Written request:
Please list all lines of the material below in which the string "this" occurs.

Extracted material start

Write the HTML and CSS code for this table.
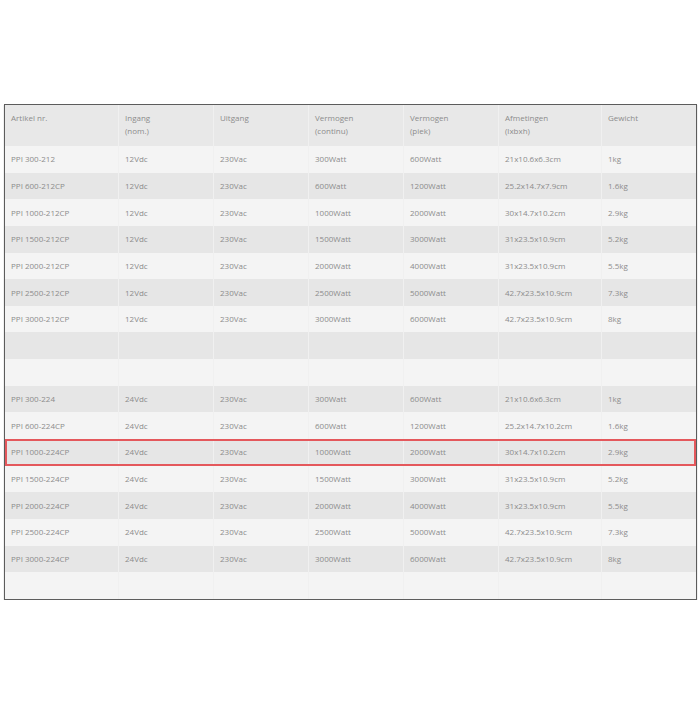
FILE: index.html
```html
<!DOCTYPE html>
<html>
<head>
<meta charset="utf-8">
<link rel="stylesheet" href="styles.css">
</head>
<body>
<div class="wrap">
<table class="specs">
<colgroup>
<col class="c1"><col class="c2"><col class="c3"><col class="c4"><col class="c5"><col class="c6"><col class="c7">
</colgroup>
<thead>
<tr><th>Artikel nr.</th><th>Ingang<br>(nom.)</th><th>Uitgang</th><th>Vermogen<br>(continu)</th><th>Vermogen<br>(piek)</th><th>Afmetingen<br>(lxbxh)</th><th>Gewicht</th></tr>
</thead>
<tbody>
<tr><td>PPI 300-212</td><td>12Vdc</td><td>230Vac</td><td>300Watt</td><td>600Watt</td><td>21x10.6x6.3cm</td><td>1kg</td></tr>
<tr><td>PPI 600-212CP</td><td>12Vdc</td><td>230Vac</td><td>600Watt</td><td>1200Watt</td><td>25.2x14.7x7.9cm</td><td>1.6kg</td></tr>
<tr><td>PPI 1000-212CP</td><td>12Vdc</td><td>230Vac</td><td>1000Watt</td><td>2000Watt</td><td>30x14.7x10.2cm</td><td>2.9kg</td></tr>
<tr><td>PPI 1500-212CP</td><td>12Vdc</td><td>230Vac</td><td>1500Watt</td><td>3000Watt</td><td>31x23.5x10.9cm</td><td>5.2kg</td></tr>
<tr><td>PPI 2000-212CP</td><td>12Vdc</td><td>230Vac</td><td>2000Watt</td><td>4000Watt</td><td>31x23.5x10.9cm</td><td>5.5kg</td></tr>
<tr><td>PPI 2500-212CP</td><td>12Vdc</td><td>230Vac</td><td>2500Watt</td><td>5000Watt</td><td>42.7x23.5x10.9cm</td><td>7.3kg</td></tr>
<tr><td>PPI 3000-212CP</td><td>12Vdc</td><td>230Vac</td><td>3000Watt</td><td>6000Watt</td><td>42.7x23.5x10.9cm</td><td>8kg</td></tr>
<tr><td></td><td></td><td></td><td></td><td></td><td></td><td></td></tr>
<tr><td></td><td></td><td></td><td></td><td></td><td></td><td></td></tr>
<tr><td>PPI 300-224</td><td>24Vdc</td><td>230Vac</td><td>300Watt</td><td>600Watt</td><td>21x10.6x6.3cm</td><td>1kg</td></tr>
<tr><td>PPI 600-224CP</td><td>24Vdc</td><td>230Vac</td><td>600Watt</td><td>1200Watt</td><td>25.2x14.7x10.2cm</td><td>1.6kg</td></tr>
<tr class="active"><td>PPI 1000-224CP</td><td>24Vdc</td><td>230Vac</td><td>1000Watt</td><td>2000Watt</td><td>30x14.7x10.2cm</td><td>2.9kg</td></tr>
<tr><td>PPI 1500-224CP</td><td>24Vdc</td><td>230Vac</td><td>1500Watt</td><td>3000Watt</td><td>31x23.5x10.9cm</td><td>5.2kg</td></tr>
<tr><td>PPI 2000-224CP</td><td>24Vdc</td><td>230Vac</td><td>2000Watt</td><td>4000Watt</td><td>31x23.5x10.9cm</td><td>5.5kg</td></tr>
<tr><td>PPI 2500-224CP</td><td>24Vdc</td><td>230Vac</td><td>2500Watt</td><td>5000Watt</td><td>42.7x23.5x10.9cm</td><td>7.3kg</td></tr>
<tr><td>PPI 3000-224CP</td><td>24Vdc</td><td>230Vac</td><td>3000Watt</td><td>6000Watt</td><td>42.7x23.5x10.9cm</td><td>8kg</td></tr>
<tr><td></td><td></td><td></td><td></td><td></td><td></td><td></td></tr>
</tbody>
</table>
</div>
</body>
</html>
```

FILE: styles.css
```css
html, body {
  margin: 0;
  padding: 0;
  background: #ffffff;
}
body {
  font-family: "Open Sans", "Liberation Sans", sans-serif;
}
.wrap {
  margin: 104px 0 0 4px;
  width: 691px;
  border: 1px solid #5c5c5c;
  box-shadow: 0 1px 1px rgba(0,0,0,0.35);
}
.specs {
  width: 691px;
  table-layout: fixed;
  border-collapse: separate;
  border-spacing: 0;
  font-size: 8px;
  color: #8c8c8c;
}
.c1 { width: 113px; }
.c2 { width: 95px; }
.c3 { width: 95px; }
.c4 { width: 95px; }
.c5 { width: 95px; }
.c6 { width: 103px; }
.c7 { width: 95px; }
.specs th {
  font-weight: normal;
  text-align: left;
  vertical-align: top;
  background: #e8e8e8;
  height: 41px;
  box-sizing: border-box;
  padding: 6px 6px 0 6px;
  line-height: 13px;
}
.specs td {
  height: 26.65px;
  box-sizing: border-box;
  padding: 0 6px;
  vertical-align: middle;
  line-height: 12px;
  white-space: nowrap;
}
.specs th + th,
.specs td + td {
  border-left: 1px solid #f0f0f0;
}
.specs tbody tr:nth-child(odd) td {
  background: #f4f4f4;
}
.specs tbody tr:nth-child(even) td {
  background: #e6e6e6;
}
.specs tr.active {
  outline: 2px solid #e4585c;
  outline-offset: -2px;
}
```
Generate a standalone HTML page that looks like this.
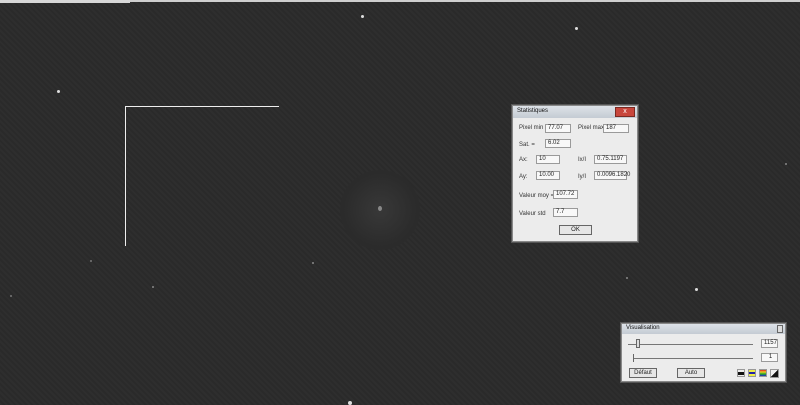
<!DOCTYPE html>
<html><head><meta charset="utf-8"><style>
*{margin:0;padding:0;box-sizing:border-box}
body{width:800px;height:405px;background:#2b2b2b;position:relative;overflow:hidden;font-family:"Liberation Sans",sans-serif;font-size:7px;color:#222;background-image:repeating-linear-gradient(45deg,rgba(255,255,255,0.015) 0 2px,rgba(0,0,0,0.02) 2px 4px)}
.top{position:absolute;left:0;top:0;width:800px;height:2px;background:#cfcfcf}
.tb{position:absolute;top:0;height:4px;background:#d8d8d8}
.s{position:absolute;border-radius:50%;background:#ddd}
.win{position:absolute;background:#ececec;border:1px solid #888;box-shadow:0 0 0 1px #555}
.title{position:absolute;left:0;top:0;right:0;height:12px;background:linear-gradient(#dde2e8,#c4cbd3);font-size:6px;padding:2px 4px;color:#111}
.f{position:absolute;height:9px;border:1px solid #9a9a9a;background:#f8f8f8;font-size:6px;padding-left:2px;line-height:7px}
.l{position:absolute;font-size:6px;color:#333}
.btn{position:absolute;border:1px solid #666;background:#e6e6e6;height:10px;font-size:6px;text-align:center;line-height:8px}
.line{position:absolute;background:#eee}
</style></head><body>
<div class="top"></div>
<div class="tb" style="left:0;width:130px;height:3px"></div>
<div class="line" style="left:125px;top:106px;width:154px;height:1px"></div>
<div class="line" style="left:125px;top:106px;width:1px;height:140px"></div>
<div style="position:absolute;left:340px;top:170px;width:80px;height:80px;border-radius:50%;background:radial-gradient(#383838,#2b2b2b 65%)"></div>
<div class="s" style="left:378px;top:206px;width:4px;height:5px;background:#888"></div>
<div class="s" style="left:57px;top:90px;width:3px;height:3px"></div>
<div class="s" style="left:361px;top:15px;width:3px;height:3px"></div>
<div class="s" style="left:575px;top:27px;width:3px;height:3px"></div>
<div class="s" style="left:695px;top:288px;width:3px;height:3px"></div>
<div class="s" style="left:348px;top:401px;width:4px;height:4px"></div>
<div class="s" style="left:626px;top:277px;width:2px;height:2px;background:#888"></div>
<div class="s" style="left:312px;top:262px;width:2px;height:2px;background:#888"></div>
<div class="s" style="left:152px;top:286px;width:2px;height:2px;background:#888"></div>
<div class="s" style="left:90px;top:260px;width:2px;height:2px;background:#777"></div>
<div class="s" style="left:10px;top:295px;width:2px;height:2px;background:#777"></div>
<div class="s" style="left:785px;top:163px;width:2px;height:2px;background:#888"></div>

<div class="win" style="left:512px;top:105px;width:126px;height:137px">
 <div class="title">Statistiques</div>
 <div style="position:absolute;right:2px;top:1px;width:20px;height:10px;background:#c8463c;border:1px solid #7a2a22;color:#fff;font-size:7px;text-align:center;line-height:8px">x</div>
 <div class="l" style="left:6px;top:19px">Pixel min</div><div class="f" style="left:32px;top:18px;width:26px">77.07</div>
 <div class="l" style="left:65px;top:19px">Pixel max</div><div class="f" style="left:90px;top:18px;width:26px">187</div>
 <div class="l" style="left:6px;top:36px">Sat. =</div><div class="f" style="left:32px;top:33px;width:26px">6.02</div>
 <div class="l" style="left:6px;top:51px">Ax:</div><div class="f" style="left:23px;top:49px;width:24px">10</div>
 <div class="l" style="left:65px;top:51px">Ix/I</div><div class="f" style="left:81px;top:49px;width:33px">0.75.1197</div>
 <div class="l" style="left:6px;top:68px">Ay:</div><div class="f" style="left:23px;top:65px;width:24px">10.00</div>
 <div class="l" style="left:65px;top:68px">Iy/I</div><div class="f" style="left:81px;top:65px;width:33px">0.0096.1820</div>
 <div class="l" style="left:6px;top:87px">Valeur moy =</div><div class="f" style="left:40px;top:84px;width:25px">107.72</div>
 <div class="l" style="left:6px;top:105px">Valeur std</div><div class="f" style="left:40px;top:102px;width:25px">7.7</div>
 <div class="btn" style="left:46px;top:119px;width:33px">OK</div>
</div>

<div class="win" style="left:621px;top:323px;width:165px;height:59px">
 <div class="title" style="height:10px;padding-top:1px">Visualisation</div>
 <div style="position:absolute;right:2px;top:1px;width:6px;height:8px;border:1px solid #666;background:#ddd"></div>
 <div class="line" style="left:6px;top:20px;width:125px;height:1px;background:#777"></div>
 <div style="position:absolute;left:14px;top:15px;width:4px;height:9px;background:#ddd;border:1px solid #666"></div>
 <div class="f" style="left:139px;top:15px;width:17px">1157</div>
 <div class="line" style="left:11px;top:34px;width:120px;height:1px;background:#777"></div>
 <div class="line" style="left:11px;top:30px;width:1px;height:8px;background:#666"></div>
 <div class="f" style="left:139px;top:29px;width:17px;text-align:center">1</div>
 <div class="btn" style="left:7px;top:44px;width:28px">Défaut</div>
 <div class="btn" style="left:55px;top:44px;width:28px">Auto</div>
 <div style="position:absolute;left:115px;top:45px;width:8px;height:8px;background:#eee;border:1px solid #999"><div style="margin-top:2px;height:3px;background:#111"></div></div>
 <div style="position:absolute;left:126px;top:45px;width:8px;height:8px;background:linear-gradient(#ee4 0,#ee4 30%,#22a 30%,#22a 70%,#ee4 70%);border:1px solid #999"></div>
 <div style="position:absolute;left:137px;top:45px;width:8px;height:8px;background:linear-gradient(#d22,#ec2,#2a2,#22c);border:1px solid #999"></div>
 <div style="position:absolute;left:148px;top:45px;width:9px;height:9px;background:linear-gradient(135deg,#eee 50%,#111 50%);border:1px solid #999"></div>
</div>
</body></html>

Extracted material end

Response to the task:
Write the HTML and CSS code for this table.
Generate a standalone HTML page that looks like this.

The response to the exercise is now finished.